If you are a sport parent and concerned that your child might be experiencing sports burnout please read the symptoms below to see how your child stacks up.
- Lack of excitement & motivation. Remember, the #1 reason kids play sports is to have fun, so it is for this reason when you notice that your child is no longer having fun it’s time to tune in more closely to the situation. Of course, not everything about youth sports is going to be fun for your child, but the general feelings your child has about playing sports should be positive in nature. If you see that your child enjoys very little about his or her sport, it might be time to check in and see if mental fatigue is contributing to the symptoms you are witnessing.
- Lack of pride in accomplishments. When have you ever known a child to not be excited to tell you about a great play she made, or an award she won for a sports accomplishment? The reality is sports accomplishments should be a source of pride for kids, but often when kids become burned out from sports they no longer show this excitement. This kind of flat affect can be quite telling when it comes to the likelihood of sports burnout.

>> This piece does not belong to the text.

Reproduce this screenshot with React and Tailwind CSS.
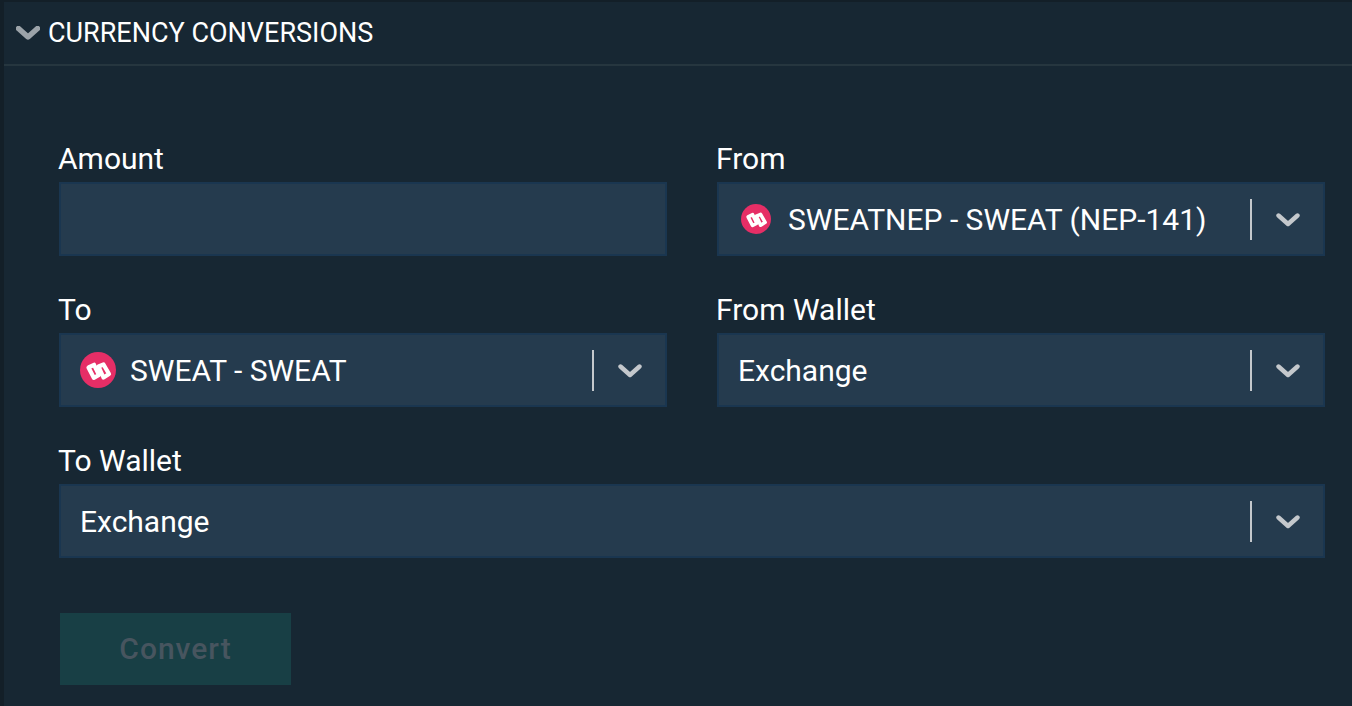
import React from 'react';

function SweatLogo({ size }) {
  return (
    <svg width={size} height={size} viewBox="0 0 36 36" className="shrink-0">
      <circle cx="18" cy="18" r="18" fill="#e62e66" />
      <g fill="none" stroke="#ffffff" strokeWidth="4.2" strokeLinejoin="round">
        <path d="M8.5 15.5 L14 12.8 L19 23 L13.8 25.8 Z" />
        <path d="M18.5 14.5 L23.5 12.5 L29 22 L23.5 25.5 Z" />
      </g>
    </svg>
  );
}

function Chevron({ className, bold }) {
  return (
    <svg width="24" height="14" viewBox="0 0 24 14" className={className}>
      <path d="M2.5 2.5 L12 11 L21.5 2.5" fill="none" stroke="currentColor" strokeWidth={bold ? 5.5 : 4.4} strokeLinejoin="round" strokeLinecap="round" />
    </svg>
  );
}

function Field({ label, className, children }) {
  return (
    <div className={className}>
      <div className="-ml-[1px] h-[38px] text-[30px] leading-[30px] text-white">{label}</div>
      {children}
    </div>
  );
}

function Select({ value, logo }) {
  return (
    <div className="flex h-[74px] items-center border-2 border-[#1a3650] bg-[#253b4e] pl-[19px]">
      {logo === 30 && <div className="ml-[3px] mr-[17px]"><SweatLogo size={30} /></div>}
      {logo === 36 && <div className="mr-[14px]"><SweatLogo size={36} /></div>}
      <span className="flex-1 truncate text-[30px] text-white">{value}</span>
      <div className="h-[41px] w-[2px] bg-[#c4c8cc]" />
      <div className="flex w-[71px] justify-center pt-[1px]">
        <Chevron className="text-[#c4c8cc]" />
      </div>
    </div>
  );
}

export default function App() {
  return (
    <div className="h-[706px] w-[1352px] overflow-hidden bg-[#131f28] pl-[4px] pt-[2px] font-['Roboto',sans-serif]">
      <div className="h-full w-full bg-[#172733]">
        <div className="flex h-[64px] items-center border-b-2 border-[#26363f] pl-[12px]">
          <Chevron bold className="text-[#9ca3a9]" />
          <span className="ml-[8px] text-[27px] text-white">CURRENCY CONVERSIONS</span>
        </div>
        <div className="grid grid-cols-[608px_608px] gap-x-[50px] gap-y-[39px] pl-[55px] pt-[78px]">
          <Field label="Amount">
            <div className="h-[74px] border-2 border-[#1a3650] bg-[#253b4e]" />
          </Field>
          <Field label="From">
            <Select value="SWEATNEP - SWEAT (NEP-141)" logo={30} />
          </Field>
          <Field label="To">
            <Select value="SWEAT - SWEAT" logo={36} />
          </Field>
          <Field label="From Wallet">
            <Select value="Exchange" />
          </Field>
          <Field label="To Wallet" className="col-span-2">
            <Select value="Exchange" />
          </Field>
        </div>
        <div className="ml-[56px] mt-[55px] flex h-[72px] w-[231px] items-center justify-center bg-[#183f45] pb-[2px] text-[30px] font-medium tracking-[1px] text-[#47555f]">
          Convert
        </div>
      </div>
    </div>
  );
}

- Outward voicing of being tired. In some instances kids actually speak out directly about how tired they are playing their sport and ask for a break from the sport. Sadly, some parents still miss these requests because they are not paying attention, or they assume the kid will quickly work through the negative feelings over time. Of course, you might not need to immediately pull your child from sports simply because he or she is tired, but you should pay close attention any time your child outwardly shares a serious concern.
What to do next
The simple advice is if you think your child is becoming burned out from sports, it may be time to take a break. When kids no longer find sports fun and instead begin to view the experience as a job, they become vulnerable to the associated stress, potential injuries, and may turn to unhealthy means to cope with engaging in an activity they no longer enjoy. Talk to your kids, listen closely to their concerns, and refrain from simply “pushing them through” with the assumption everything will be OK again soon. If you think the problem is getting worse, consider looking into sport psychology professionals in your community that can offer help.